7.5 The following are hereby incorporated by reference and make a part of this Purchase Order as is fully set forth herein: (i) the provisions of the Equal Opportunity clause set forth in 41 CFR 60-1.4 (a) pursuant to the requirements of Executive Order 11246; (ii) applicable contractual requirements of the Rehabilitation Act of 1973 as set forth in 41 CFR 60-741.4; (iii) applicable contractual requirements of the Vietnam Era Veterans Readjustment Assistance Act of 1974 as set forth in 41 CFR 60-250.4; (iv) applicable contractual provisions of Public Law 95-507 concerning the utilization and employment of Small Business, Small Disadvantaged Business and Women-Owned Business Concerns; and (v) any law, order, or regulatory provision issued in addition, supplement or replacement of the foregoing concerning federal contractors.
 

8. INDEMNIFICATION

     Seller agrees to indemnify, defend, and hold harmless Buyer, its parent, subsidiaries, and affiliated companies; and its officers, directors, managers, agents, and employees, from and against any and all loss, cost, liability, damage, and expense (including without limitations, and reasonable attorneys’ fees, and other costs of litigations) arising out of or in connection with any Product(s) provided by Seller or Seller’s performance hereunder, for or on account of : (i) any injury, death, or damage to person or property, or any claim thereof; (ii) with respect to any Product(s) sold hereunder of its use, and infringement, or claim or infringement, of any patent, copyright, design, process, trademark, trade name or other intellectual property right; and (iii) any litigation based on or as a result of any of the foregoing.
 

9. CONFIDENTIAL INFORMATION AND PUBLICITY

     Seller agrees to hold in strict confidence any confidential information disclosed by Buyer to Seller and to make no use of such information other than that authorized by Buyer. Advertising and promotional material used by Seller with respect to Buyer (including the use of Buyer’s name as a customer) must be approved by Buyer in writing prior to release.
 

10. OWNERSHIP

     Seller agrees that any work created as a result of this Purchase Order shall be considered a “work made for hire” and any copyright and other ownership of such work shall be owned solely, completely, and exclusively by Buyer. Buyer shall have the right to publish such work and/or register such copyright in the name of Buyer as sole and exclusive author and owner thereof. In the event such work is determined by a court of competent jurisdiction not to be a “work for hire” under the federal copyright laws, this Purchase Order shall operate as an irrevocable assignment by Seller to Buyer of the copyright and other exclusive ownership rights to the work, including all rights thereunder in perpetuity.
 

11. MATERIALS FURNISHED BY BUYER

11.1 Any artwork, negatives, positives, proofs, engravings, dies, tools, molds, and any other material or equipment furnished by Buyer, which shall be used for or in connection with the production of any Product(s) pursuant to this Purchase Order: (i) shall be and remain in the sole and exclusive property of Buyer; and (ii) shall only be used in connection with Buyer’s work and shall be held by Seller and promptly returned to Buyer by Seller in accordance with the instructions of Buyer.

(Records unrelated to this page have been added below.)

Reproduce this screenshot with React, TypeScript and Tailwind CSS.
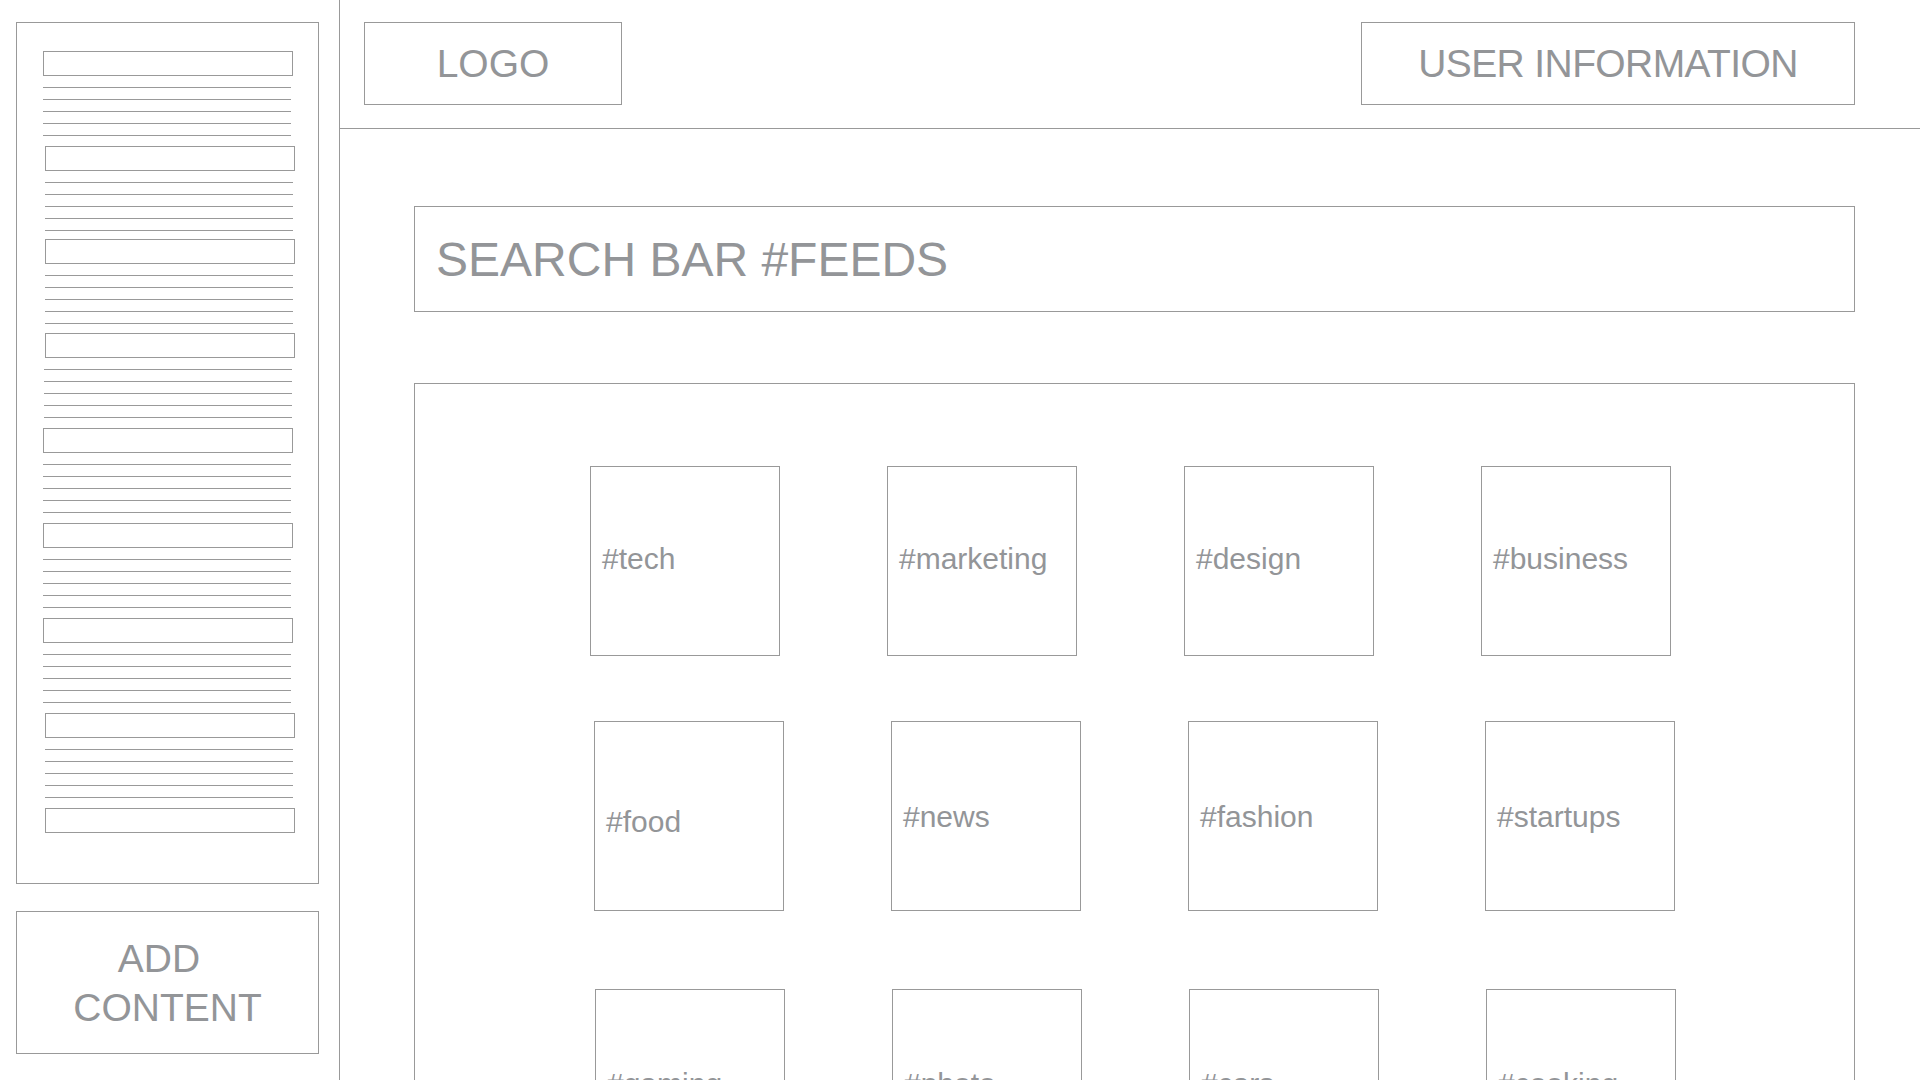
import React from 'react';

const font = { fontFamily: '"Liberation Sans", Arial, Helvetica, sans-serif' };

// sidebar list groups: left offset of rect / lines inside the box, and group height
const groups = [
  { rect: 26, lines: 26, h: 95 },
  { rect: 28, lines: 28, h: 93 },
  { rect: 28, lines: 28, h: 94 },
  { rect: 28, lines: 27, h: 95 },
  { rect: 26, lines: 26, h: 95 },
  { rect: 26, lines: 26, h: 95 },
  { rect: 26, lines: 26, h: 95 },
  { rect: 28, lines: 28, h: 95 },
];

// offset = extra top margin of the label, to follow the sketch's small misalignments
const rows = [
  { ml: 'ml-[175px]', mt: 'mt-[82px]', tags: ['#tech', '#marketing', '#design', '#business'], offset: [-5, -5, -5, -5] },
  { ml: 'ml-[179px]', mt: 'mt-[65px]', tags: ['#food', '#news', '#fashion', '#startups'], offset: [12, 2, 2, 2] },
  { ml: 'ml-[180px]', mt: 'mt-[78px]', tags: ['#gaming', '#photo', '#cars', '#cooking'], offset: [0, 0, 0, 0] },
];

const SidebarGroup = ({ rect, lines, h }: { rect: number; lines: number; h: number }) => (
  <div className="flex flex-col shrink-0" style={{ height: h }}>
    <div className="h-[25px] w-[250px] border border-[#999999]" style={{ marginLeft: rect }} />
    {[0, 1, 2, 3, 4].map((i) => (
      <div key={i} className="mt-[11px] h-px w-[248px] bg-[#999999]" style={{ marginLeft: lines }} />
    ))}
  </div>
);

const Tile = ({ label, offset }: { label: string; offset: number }) => (
  <div className="w-[190px] h-[190px] shrink-0 border border-[#999999] flex items-center pl-[11px]">
    <span className="text-[30px] leading-none text-[#939598]" style={{ marginTop: offset }}>
      {label}
    </span>
  </div>
);

export default function App() {
  return (
    <div className="flex w-[1920px] h-[1080px] overflow-hidden bg-white" style={font}>
      {/* Sidebar */}
      <aside className="w-[340px] shrink-0 border-r border-[#999999] pl-[16px] pt-[22px]">
        <div className="w-[303px] h-[862px] border border-[#999999] pt-[28px] flex flex-col">
          {groups.map((g, i) => (
            <SidebarGroup key={i} {...g} />
          ))}
          <div className="h-[25px] w-[250px] border border-[#999999] ml-[28px]" />
        </div>
        <div className="mt-[27px] w-[303px] h-[143px] border border-[#999999] flex flex-col items-center justify-center text-[39px] leading-[49px] text-[#939598]">
          <span className="pr-[17px]">ADD</span>
          <span>CONTENT</span>
        </div>
      </aside>

      {/* Main */}
      <main className="flex-1 flex flex-col min-w-0">
        <header className="h-[129px] shrink-0 border-b border-[#999999] flex items-start justify-between pt-[22px] pl-[24px] pr-[65px]">
          <div className="w-[258px] h-[83px] border border-[#999999] flex items-center justify-center text-[39px] leading-none text-[#939598]">
            LOGO
          </div>
          <div className="w-[494px] h-[83px] border border-[#999999] flex items-center justify-center text-[39px] leading-none tracking-[-0.6px] text-[#939598]">
            USER INFORMATION
          </div>
        </header>

        <div className="ml-[74px] mt-[77px] w-[1441px] h-[106px] shrink-0 border border-[#999999] flex items-center pl-[21px] text-[48px] leading-none text-[#939598]">
          <span className="mt-[2px]">SEARCH BAR #FEEDS</span>
        </div>

        <section className="ml-[74px] mt-[71px] w-[1441px] h-[900px] shrink-0 border border-[#999999] flex flex-col">
          {rows.map((r, i) => (
            <div key={i} className={`flex gap-[107px] ${r.ml} ${r.mt}`}>
              {r.tags.map((t, j) => (
                <Tile key={t} label={t} offset={r.offset[j]} />
              ))}
            </div>
          ))}
        </section>
      </main>
    </div>
  );
}
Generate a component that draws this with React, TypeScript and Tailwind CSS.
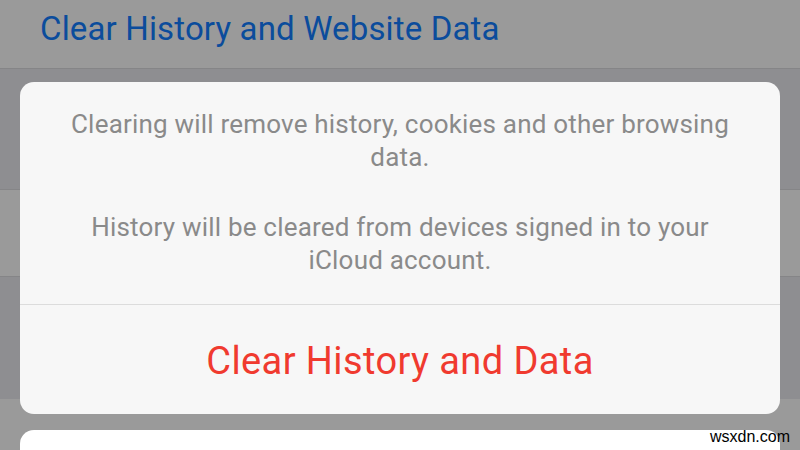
import React from 'react';

const sf = { fontFamily: 'Roboto, "Liberation Sans", sans-serif' };

function BackgroundList() {
  return (
    <div className="flex flex-col h-[450px]">
      <div className="h-[69px] bg-[#9a9a9a] border-b border-[#858587] flex items-center pl-[40px]">
        <span className="text-[33px] leading-none text-[#0b4c9c] tracking-[0.15px] -mt-[12px]">
          Clear History and Website Data
        </span>
      </div>
      <div className="h-[121px] bg-[#8e8e91] border-b border-[#858587]" />
      <div className="h-[87px] bg-[#9a9a9a] border-b border-[#858587]" />
      <div className="h-[122px] bg-[#8e8e91]" />
      <div className="flex-1 bg-[#9a9a9a]" />
    </div>
  );
}

function ActionSheet() {
  return (
    <div className="absolute inset-0 px-[20px] pt-[82px] flex flex-col gap-[16px]">
      <div className="h-[332px] bg-[#f7f7f7] rounded-[14px] flex flex-col overflow-hidden">
        <div className="h-[222px] flex flex-col items-center pt-[26px] text-[#8a8a8a] text-[26px] leading-[33px] tracking-[0.2px] text-center">
          <p>
            Clearing will remove history, cookies and other browsing
            <br />
            data.
          </p>
          <p className="mt-[37px]">
            History will be cleared from devices signed in to your
            <br />
            iCloud account.
          </p>
        </div>
        <div className="h-px bg-[#dcdcdc]" />
        <button className="flex-1 flex items-center justify-center pt-[4px] text-[38px] text-[#f03a2f] tracking-[0.4px]">
          Clear History and Data
        </button>
      </div>
      <div className="flex-1 bg-white rounded-t-[14px]" />
    </div>
  );
}

export default function App() {
  return (
    <div className="relative w-[800px] h-[450px] overflow-hidden" style={sf}>
      <BackgroundList />
      <ActionSheet />
      <span className="absolute right-[10px] bottom-[1px] text-[16px] text-black" style={{ fontFamily: '"Liberation Sans", Arial, sans-serif' }}>
        wsxdn.com
      </span>
    </div>
  );
}
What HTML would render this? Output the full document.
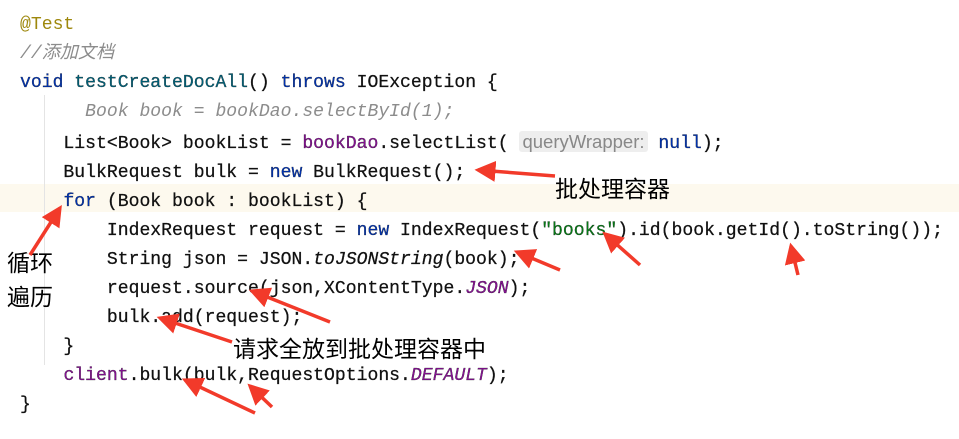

11.2 Seller shall replace or restore to original, usable condition, free of any cost or expense to Buyer, any art work or any material described in Section 11.1 which shall be destroyed or become deteriorated or otherwise unusable for or on account of any act or omission of Seller contrary to the provisions thereof.
 

12. DELAYS

     Whenever Seller has knowledge that any actual or potential labor dispute or other problem is delaying or threatens to delay the timely performance of this Purchase Order, Seller shall immediately give notice thereof to Buyer, including all relevant information with respect thereto.
 

13. WAIVER

     Any waiver of strict compliance with any provision of the Purchase Order shall not be deemed a waiver of any subsequent breach or failure, nor of Buyer’s right to insist on strict compliance thereafter.
 

14. SEVERABILITY

     In the event that any provision of this Purchase Order is for any reason held to be invalid or unenforceable or contrary to public policy, such provision shall be treated as severable, leaving valid the remainder of this Purchase Order.
 

15. ASSIGNMENT

   Seller shall not assign this Purchase Order, or any part thereof, without written consent of Buyer. Such consent shall not release Seller from its obligations and liabilities. Any and all rights, benefits, and privileges under this Purchase Order including, without limitation the benefit of any and all warranties, shall insure to the benefit of any parent, subsidiary, or other affiliated corporation of Buyer to whom the Product(s) or services described herein, or any part thereof, shall be delivered or furnished or transferred, whether such delivery, furnishing, or transferal shall be accomplished by Seller or Buyer or otherwise.
 

16. ENFORCEMENT

     In the event Buyer takes or maintains any action to enforce its right hereunder and prevails and/or obtains a successful result thereafter, Seller shall reimburse Buyer for its reasonable costs and expenses incurred, including, without limitation, reasonable attorneys’ fees.
 

17. GOVERNING LAW

     This Purchase Order and the contract resulting from Seller’s acceptance hereof shall be construed in accordance with and governed by the laws of the State of Indiana. Seller and Buyer hereby further consent to the personal jurisdiction of the state and federal courts located in the State of Indiana in connection with the disposition of any controversy or action relating to or in any manner arising out of this Purchase Order, waive any argument that personal jurisdiction and venue in such forums is not proper or convenient for any reason, and agree that the Delaware County Court has venue over any litigation initiated either by Seller or Buyer.